### EXERCISE TASK:
Copy the data that follows exactly. Include no pictures.

___ INFORMATION PROVIDED

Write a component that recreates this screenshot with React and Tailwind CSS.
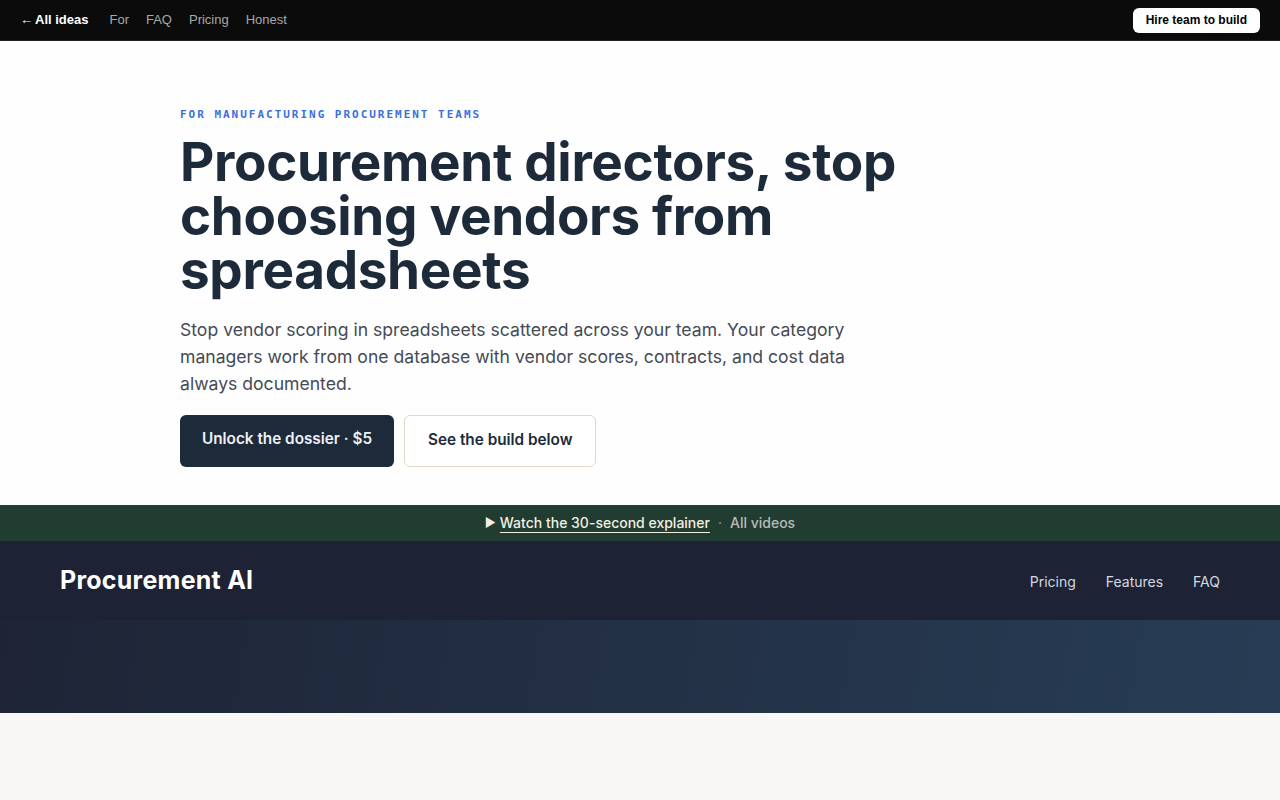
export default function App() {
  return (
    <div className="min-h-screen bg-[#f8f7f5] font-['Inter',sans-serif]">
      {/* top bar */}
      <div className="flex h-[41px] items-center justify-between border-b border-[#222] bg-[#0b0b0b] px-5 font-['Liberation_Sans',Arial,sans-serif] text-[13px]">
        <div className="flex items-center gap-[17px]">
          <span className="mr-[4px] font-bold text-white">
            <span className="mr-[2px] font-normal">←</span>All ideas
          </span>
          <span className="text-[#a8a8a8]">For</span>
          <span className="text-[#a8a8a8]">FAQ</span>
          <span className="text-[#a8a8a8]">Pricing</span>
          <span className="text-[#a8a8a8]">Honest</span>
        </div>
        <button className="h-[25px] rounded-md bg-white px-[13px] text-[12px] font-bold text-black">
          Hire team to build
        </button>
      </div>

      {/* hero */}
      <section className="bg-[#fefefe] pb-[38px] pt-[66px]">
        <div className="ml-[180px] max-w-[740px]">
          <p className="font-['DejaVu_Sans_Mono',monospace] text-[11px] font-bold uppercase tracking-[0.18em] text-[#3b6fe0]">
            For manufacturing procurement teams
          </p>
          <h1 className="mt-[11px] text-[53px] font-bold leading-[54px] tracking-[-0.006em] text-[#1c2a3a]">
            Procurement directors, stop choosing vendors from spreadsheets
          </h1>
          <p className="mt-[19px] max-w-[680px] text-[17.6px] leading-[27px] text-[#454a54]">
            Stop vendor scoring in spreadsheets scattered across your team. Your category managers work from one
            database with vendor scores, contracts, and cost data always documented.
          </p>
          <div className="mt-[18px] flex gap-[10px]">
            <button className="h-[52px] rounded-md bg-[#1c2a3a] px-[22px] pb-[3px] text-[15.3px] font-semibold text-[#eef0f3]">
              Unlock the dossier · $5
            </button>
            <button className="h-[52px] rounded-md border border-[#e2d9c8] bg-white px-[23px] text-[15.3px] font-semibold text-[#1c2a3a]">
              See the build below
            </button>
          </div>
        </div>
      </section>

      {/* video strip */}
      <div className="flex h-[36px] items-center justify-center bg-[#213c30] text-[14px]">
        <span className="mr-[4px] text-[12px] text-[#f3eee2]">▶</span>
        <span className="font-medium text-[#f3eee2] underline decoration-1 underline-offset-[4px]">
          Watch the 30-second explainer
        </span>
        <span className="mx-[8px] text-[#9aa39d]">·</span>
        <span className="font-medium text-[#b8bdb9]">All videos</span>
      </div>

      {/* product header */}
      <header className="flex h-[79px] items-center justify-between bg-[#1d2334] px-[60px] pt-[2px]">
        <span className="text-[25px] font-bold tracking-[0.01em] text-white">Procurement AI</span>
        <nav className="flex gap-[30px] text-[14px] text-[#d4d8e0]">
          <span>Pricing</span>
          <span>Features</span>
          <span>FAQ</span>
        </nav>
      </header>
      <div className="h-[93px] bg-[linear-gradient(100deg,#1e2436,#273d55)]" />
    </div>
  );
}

______

### TASK SOLUTION:
Write a component that recreates this screenshot with React and Tailwind CSS.
export default function App() {
  return (
    <div className="min-h-screen bg-[#f8f7f5] font-['Inter',sans-serif]">
      {/* top bar */}
      <div className="flex h-[41px] items-center justify-between border-b border-[#222] bg-[#0b0b0b] px-5 font-['Liberation_Sans',Arial,sans-serif] text-[13px]">
        <div className="flex items-center gap-[17px]">
          <span className="mr-[4px] font-bold text-white">
            <span className="mr-[2px] font-normal">←</span>All ideas
          </span>
          <span className="text-[#a8a8a8]">For</span>
          <span className="text-[#a8a8a8]">FAQ</span>
          <span className="text-[#a8a8a8]">Pricing</span>
          <span className="text-[#a8a8a8]">Honest</span>
        </div>
        <button className="h-[25px] rounded-md bg-white px-[13px] text-[12px] font-bold text-black">
          Hire team to build
        </button>
      </div>

      {/* hero */}
      <section className="bg-[#fefefe] pb-[38px] pt-[66px]">
        <div className="ml-[180px] max-w-[740px]">
          <p className="font-['DejaVu_Sans_Mono',monospace] text-[11px] font-bold uppercase tracking-[0.18em] text-[#3b6fe0]">
            For manufacturing procurement teams
          </p>
          <h1 className="mt-[11px] text-[53px] font-bold leading-[54px] tracking-[-0.006em] text-[#1c2a3a]">
            Procurement directors, stop choosing vendors from spreadsheets
          </h1>
          <p className="mt-[19px] max-w-[680px] text-[17.6px] leading-[27px] text-[#454a54]">
            Stop vendor scoring in spreadsheets scattered across your team. Your category managers work from one
            database with vendor scores, contracts, and cost data always documented.
          </p>
          <div className="mt-[18px] flex gap-[10px]">
            <button className="h-[52px] rounded-md bg-[#1c2a3a] px-[22px] pb-[3px] text-[15.3px] font-semibold text-[#eef0f3]">
              Unlock the dossier · $5
            </button>
            <button className="h-[52px] rounded-md border border-[#e2d9c8] bg-white px-[23px] text-[15.3px] font-semibold text-[#1c2a3a]">
              See the build below
            </button>
          </div>
        </div>
      </section>

      {/* video strip */}
      <div className="flex h-[36px] items-center justify-center bg-[#213c30] text-[14px]">
        <span className="mr-[4px] text-[12px] text-[#f3eee2]">▶</span>
        <span className="font-medium text-[#f3eee2] underline decoration-1 underline-offset-[4px]">
          Watch the 30-second explainer
        </span>
        <span className="mx-[8px] text-[#9aa39d]">·</span>
        <span className="font-medium text-[#b8bdb9]">All videos</span>
      </div>

      {/* product header */}
      <header className="flex h-[79px] items-center justify-between bg-[#1d2334] px-[60px] pt-[2px]">
        <span className="text-[25px] font-bold tracking-[0.01em] text-white">Procurement AI</span>
        <nav className="flex gap-[30px] text-[14px] text-[#d4d8e0]">
          <span>Pricing</span>
          <span>Features</span>
          <span>FAQ</span>
        </nav>
      </header>
      <div className="h-[93px] bg-[linear-gradient(100deg,#1e2436,#273d55)]" />
    </div>
  );
}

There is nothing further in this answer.